Regular Expressions (RegEx)

What Is RegEx?

  • RegEx, short for Regular Expression, is a sequence of characters that forms a search pattern. It's used to check if a string contains the specified search pattern.

RegEx Module in Python:

  • Python has a built-in package called re for working with regular expressions.

    python
    import re
    

Example: Using RegEx in Python:

  • Check if a string starts with "The" and ends with "Spain":

    python
    import re
    
    txt = "The rain in Spain"
    x = re.search("^The.*Spain$", txt)
    

RegEx Functions:

  • The re module offers several functions to work with regular expressions:
    • findall(): Returns a list of all matches.
    • search(): Returns a Match object if there's a match anywhere in the string.
    • split(): Returns a list where the string has been split at each match.
    • sub(): Replaces one or many matches with a string.

Metacharacters:

  • Special characters with specific meanings, such as [], \, ., ^, $, *, +, ?, {}, |, ().

Special Sequences:

  • Special sequences start with a backslash (\) followed by a character, like \A, \b, \B, \d, \D, \s, \S, \w, \W, \Z.

Sets:

  • Sets are a set of characters inside square brackets [] with special meanings, such as [a-n], [0-9], [a-zA-Z], etc.

Example Functions:

  1. The findall() Function:
    • Returns a list of all matches.

      python
      import re
      
      txt = "The rain in Spain"
      x = re.findall("ai", txt)
      print(x)  # Output: ['ai', 'ai']
      
  2. The search() Function:
    • Searches for a match and returns a Match object.

      python
      import re
      
      txt = "The rain in Spain"
      x = re.search("\s", txt)
      print("The first white-space character is located in position:", x.start())  # Output: 3
      
  3. The split() Function:
    • Splits the string at each match.

      python
      import re
      
      txt = "The rain in Spain"
      x = re.split("\s", txt)
      print(x)  # Output: ['The', 'rain', 'in', 'Spain']
      
  4. The sub() Function:
    • Replaces matches with a specified string.

      python
      import re
      
      txt = "The rain in Spain"
      x = re.sub("\s", "9", txt)
      print(x)  # Output: The9rain9in9Spain
      

Match Object:

  • Contains information about the search and the result.
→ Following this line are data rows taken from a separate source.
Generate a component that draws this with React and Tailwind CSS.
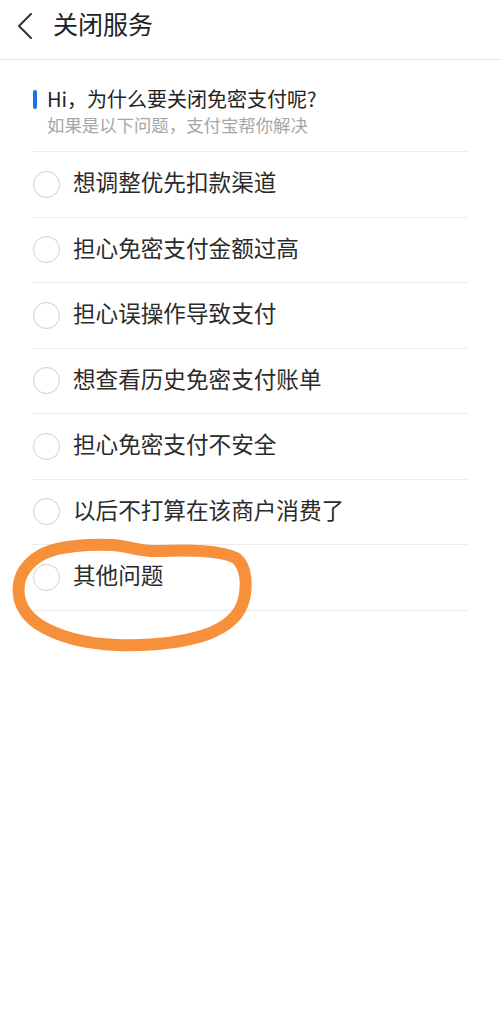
import React from 'react'

const REASONS = [
  '想调整优先扣款渠道',
  '担心免密支付金额过高',
  '担心误操作导致支付',
  '想查看历史免密支付账单',
  '担心免密支付不安全',
  '以后不打算在该商户消费了',
  '其他问题',
]

const FONT = { fontFamily: '"Noto Sans CJK SC", "Noto Sans", sans-serif' }

export default function App() {
  return (
    <div className="relative min-h-[1015px] w-[500px] bg-white" style={FONT}>
      {/* Header */}
      <div className="flex h-[60px] items-start border-b border-[#e6e6e6] pt-[6px]">
        <svg width="16" height="26" viewBox="0 0 16 26" className="ml-[17px] mt-[7px]">
          <path d="M14 1 L2 13 L14 25" fill="none" stroke="#333" strokeWidth="2" strokeLinecap="round" strokeLinejoin="round" />
        </svg>
        <h1 className="ml-[20px] text-[25px] leading-[34px] text-[#222]">关闭服务</h1>
      </div>

      <div className="mx-[32px]">
        {/* Question title */}
        <div className="border-b border-[#ececec] pt-[25px] pb-[14px]">
          <div className="flex items-center">
            <span className="ml-[1px] h-[19px] w-[4px] rounded-full bg-[#1a73e8]" />
            <span className="ml-[10px] text-[20px] leading-[28px] text-[#222]">Hi，为什么要关闭免密支付呢?</span>
          </div>
          <p className="ml-[15px] text-[17.4px] leading-[24px] text-[#a6a6a6]">如果是以下问题，支付宝帮你解决</p>
        </div>

        {/* Reasons */}
        {REASONS.map(r => (
          <div key={r} className="flex h-[65.5px] items-center border-b border-[#ececec]">
            <span className="ml-[1px] h-[27px] w-[27px] shrink-0 rounded-full border-[1.5px] border-[#cfcfcf]" />
            <span className="ml-[13px] -mt-[3px] text-[22.6px] leading-none text-[#2b2b2b]">{r}</span>
          </div>
        ))}
      </div>

      {/* hand-drawn orange circle */}
      <svg className="pointer-events-none absolute left-0 top-0" width="500" height="1015">
        <path
          d="M45 553 C60 546 90 544 112 545 C130 546 140 552 160 551 C190 550 220 550 236 558 C247 567 247 586 244 599 C240 616 225 628 205 635 C180 643 150 646 117 645 C90 644 60 638 38 624 C22 613 17 598 19 584 C21 570 32 559 45 553 Z"
          fill="none"
          stroke="#f7903a"
          strokeWidth="12"
          strokeLinejoin="round"
        />
      </svg>
    </div>
  )
}
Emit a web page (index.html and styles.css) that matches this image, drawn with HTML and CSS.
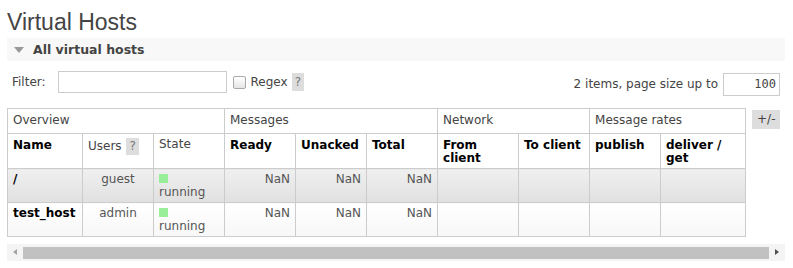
FILE: index.html
```html
<!DOCTYPE html>
<html lang="en">
<head>
    <meta charset="UTF-8">
    <title>Virtual Hosts</title>
    <link rel="stylesheet" href="styles.css">
</head>
<body>
<h1>Virtual Hosts</h1>

<div class="section">
    <div class="section-head"><span class="arrow"></span>All virtual hosts</div>

    <div class="filter-row">
        <div class="filter-left">
            <label>Filter:</label>
            <input type="text" class="filter-input">
            <span class="check"></span>
            <span>Regex</span>
            <span class="help">?</span>
        </div>
        <div class="filter-right">
            <span>2 items, page size up to</span>
            <input type="text" class="page-size" value="100">
        </div>
    </div>

    <div class="table-wrap">
        <table class="list">
            <colgroup>
                <col style="width:75px"><col style="width:71px"><col style="width:71px">
                <col style="width:71px"><col style="width:71px"><col style="width:71px">
                <col style="width:81px"><col style="width:71px"><col style="width:71px">
                <col style="width:85px">
            </colgroup>
            <thead>
                <tr class="groups">
                    <th colspan="3">Overview</th>
                    <th colspan="3">Messages</th>
                    <th colspan="2">Network</th>
                    <th colspan="2">Message rates</th>
                </tr>
                <tr class="cols">
                    <th>Name</th>
                    <th class="plain">Users <span class="help">?</span></th>
                    <th class="plain">State</th>
                    <th>Ready</th>
                    <th>Unacked</th>
                    <th>Total</th>
                    <th>From<br>client</th>
                    <th>To client</th>
                    <th>publish</th>
                    <th>deliver /<br>get</th>
                </tr>
            </thead>
            <tbody>
                <tr class="alt1">
                    <td class="name">/</td>
                    <td class="c">guest</td>
                    <td><span class="ok"></span><br>running</td>
                    <td class="r">NaN</td>
                    <td class="r">NaN</td>
                    <td class="r">NaN</td>
                    <td></td><td></td><td></td><td></td>
                </tr>
                <tr class="alt2">
                    <td class="name">test_host</td>
                    <td class="c">admin</td>
                    <td><span class="ok"></span><br>running</td>
                    <td class="r">NaN</td>
                    <td class="r">NaN</td>
                    <td class="r">NaN</td>
                    <td></td><td></td><td></td><td></td>
                </tr>
            </tbody>
        </table>
        <span class="toggle">+/-</span>
    </div>

    <div class="hscroll">
        <span class="sbtn left"></span>
        <span class="thumb"></span>
        <span class="sbtn right"></span>
    </div>
</div>
</body>
</html>
```

FILE: styles.css
```css
body {
    margin: 0;
    padding: 0 8px 0 7px;
    font-family: "DejaVu Sans", Verdana, sans-serif;
    font-size: 12px;
    color: #444;
    background: #fff;
}
h1 {
    margin: 0;
    padding: 7px 0 0 0;
    height: 31px;
    font-family: "Liberation Sans", Arial, sans-serif;
    font-size: 23px;
    font-weight: normal;
    color: #444;
    line-height: 30px;
}
.section-head {
    height: 23px;
    line-height: 22px;
    background: #f8f8f8;
    font-weight: bold;
    color: #444;
    font-size: 12.5px;
    padding-left: 7px;
    display: flex;
    align-items: center;
}
.arrow {
    width: 0;
    height: 0;
    border-left: 5px solid transparent;
    border-right: 5px solid transparent;
    border-top: 6px solid #999;
    margin-right: 9px;
    margin-top: 1px;
}
.filter-row {
    display: flex;
    justify-content: space-between;
    align-items: center;
    padding: 9px 5px 0 5px;
    height: 24px;
}
.filter-left, .filter-right {
    display: flex;
    align-items: center;
}
.filter-input {
    width: 169px;
    margin: 0 0 0 12px;
    padding: 0;
    border: 1px solid #ccc;
    box-sizing: border-box;
    height: 22px;
}
.check {
    width: 11px;
    height: 11px;
    border: 1px solid #aaa;
    border-radius: 2px;
    background: linear-gradient(#fff, #e6e6e6);
    margin: 0 5px 0 6px;
}
.help {
    display: inline-block;
    background: #ddd;
    color: #777;
    padding: 0 3px;
    line-height: 18px;
    margin-left: 4px;
}
.filter-right span { margin-top: 4px; }
.page-size {
    width: 57px;
    height: 23px;
    box-sizing: border-box;
    margin: 4px 0 0 5px;
    border: 1px solid #ccc;
    text-align: right;
    font-family: "DejaVu Sans Mono", monospace;
    font-size: 12px;
    color: #444;
    padding: 0 3px 0 0;
}
.table-wrap {
    display: flex;
    align-items: flex-start;
    margin-top: 14px;
}
.list {
    border-collapse: collapse;
    table-layout: fixed;
    width: 738px;
}
.list th, .list td {
    border: 1px solid #ccc;
    text-align: left;
    vertical-align: top;
    padding: 3px 5px;
    line-height: 13px;
}
.groups th {
    font-weight: normal;
    height: 16px;
    padding-top: 5px;
}
.cols th {
    font-weight: bold;
    color: #000;
    height: 26px;
    padding-top: 5px;
    line-height: 13px;
}
.cols th.plain {
    font-weight: normal;
    color: #444;
    padding-top: 4px;
}
.cols .help { line-height: 17px; margin-left: 1px; }
.list td {
    height: 23px;
    color: #555;
    padding-top: 4px;
    padding-bottom: 3px;
}
.list td.name { font-weight: bold; color: #000; }
.list td.c { text-align: center; }
.list td.r { text-align: right; }
.alt1 td { background: linear-gradient(#f0f0f0, #e0e0e0); }
.alt2 td { background: linear-gradient(#fff, #f7f7f7); }
.ok {
    display: inline-block;
    width: 9px;
    height: 9px;
    background: #99ee99;
    vertical-align: top;
    margin-top: 1px;
}
.toggle {
    background: #ddd;
    color: #444;
    margin: 2px 0 0 6px;
    padding: 0 5px;
    line-height: 19px;
}
.hscroll {
    display: flex;
    align-items: center;
    margin-top: 7px;
    width: 778px;
    height: 17px;
    background: #f4f4f4;
}
.thumb {
    flex: 1;
    height: 12px;
    background: #c1c1c1;
}
.sbtn {
    width: 16px;
    height: 17px;
    position: relative;
}
.sbtn.left::after, .sbtn.right::after {
    content: "";
    position: absolute;
    top: 5px;
    border-top: 3.5px solid transparent;
    border-bottom: 3.5px solid transparent;
}
.sbtn.left::after { left: 6px; border-right: 4px solid #a3a3a3; }
.sbtn.right::after { left: 6px; border-left: 4px solid #505050; }
```
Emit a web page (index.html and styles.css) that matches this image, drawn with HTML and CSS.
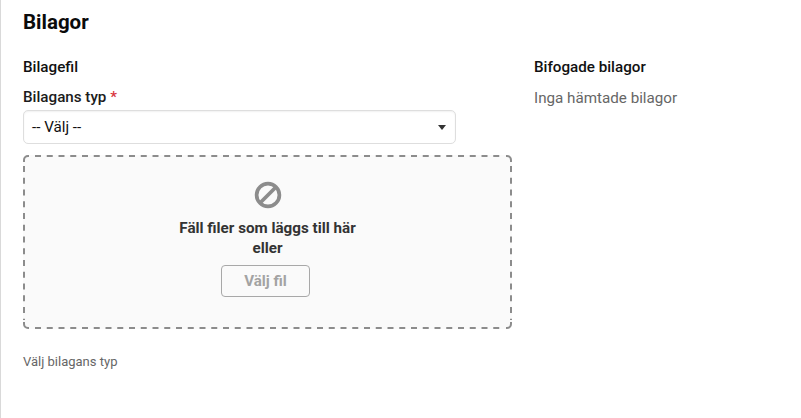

Methods include .span(), .string, .group().

Examples:

  1. Print the position of the first match:

    python
    import re
    
    txt = "The rain in Spain"
    x = re.search(r"\bS\w+", txt)
    print(x.span())  # Output: (12, 17)
    
  2. Print the string passed into the function:

    python
    import re
    
    txt = "The rain in Spain"
    x = re.search(r"\bS\w+", txt)
    print(x.string)  # Output: The rain in Spain
    
  3. Print the part of the string where there was a match:

    python
    import re
    
    txt = "The rain in Spain"
    x = re.search(r"\bS\w+", txt)
    print(x.group())  # Output: Spain
    

Exercises:

  1. Check if a string contains the word "rain":

    python
    import re
    
    txt = "The rain in Spain"
    x = re.search("rain", txt)
    print("Match found!" if x else "Match not found")
    
  2. Extract all numbers from a string:

    python
    import re
    
    txt = "There are 12 apples and 34 bananas."
    numbers = re.findall("\d+", txt)
    print(numbers)  # Output: ['12', '34']
    
  3. Replace all spaces with underscores:

    python
    import re
    
    txt = "The rain in Spain"
    result = re.sub("\s", "_", txt)
    print(result)  # Output: The_rain_in_Spain
    

Summary:

  • Python RegEx allows you to create search patterns to find, match, and manipulate strings. The re module provides essential functions for working with regular expressions. Practice using RegEx to become proficient in pattern matching and string manipulation!